International Journal of Computer Applications |
Foundation of Computer Science (FCS), NY, USA |
Volume 129 - Number 7 |
Year of Publication: 2015 |
Authors: Sanjib Saha, Debashis Nandi |
10.5120/ijca2015906891 |
Sanjib Saha, Debashis Nandi . Data Classification based on Decision Tree, Rule Generation, Bayes and Statistical Methods: An Empirical Comparison. International Journal of Computer Applications. 129, 7 ( November 2015), 36-41. DOI=10.5120/ijca2015906891
In this paper, twenty well known data mining classification methods are applied on ten UCI machine learning medical datasets and the performance of various classification methods are empirically compared while varying the number of categorical and numeric attributes, the types of attributes and the number of instances in datasets.

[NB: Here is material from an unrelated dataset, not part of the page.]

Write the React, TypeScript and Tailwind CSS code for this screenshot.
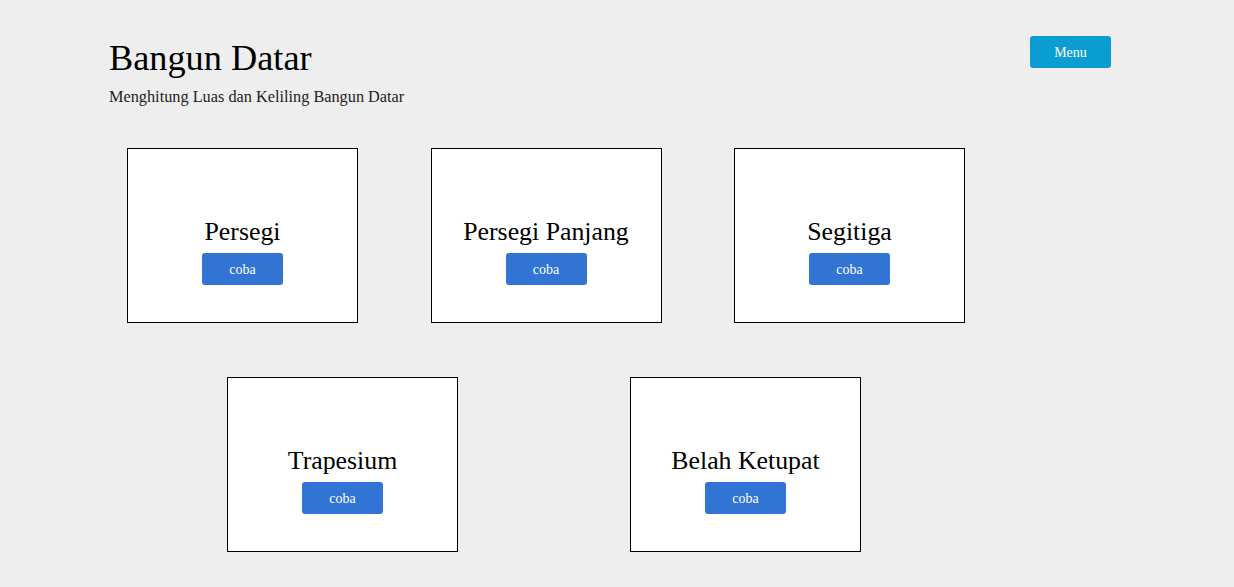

In the performance study, Classification Accuracy (CA), Root Mean Square Error (RMSE) and Area Under Curve (AUC) of Receiver’s Operational Characteristics (ROC) is used as the metric and come up with some findings: (i) performance of classification methods depends upon the type of dataset variables or attributes such as categorical, numeric and both (mixed), (ii) performance of classification methods on categorical attributes is superior than on numeric attributes of a dataset, (iii) classification accuracy, RMSE and AUC of a classification method depends on the number of instances in datasets, (iv) classification performance decreases in case of instances decreases for both categorical as well as numeric datasets, (v) top three classification methods are established after comparing the performance of twenty different classification methods for the categorical, numeric and both (mixed) attribute datasets, (vi) out of these twenty different classification methods Bayes Net, Naïve Bayes, Classification Via Regression, Logistic Regression and Random Forest method performs best on these medical datasets.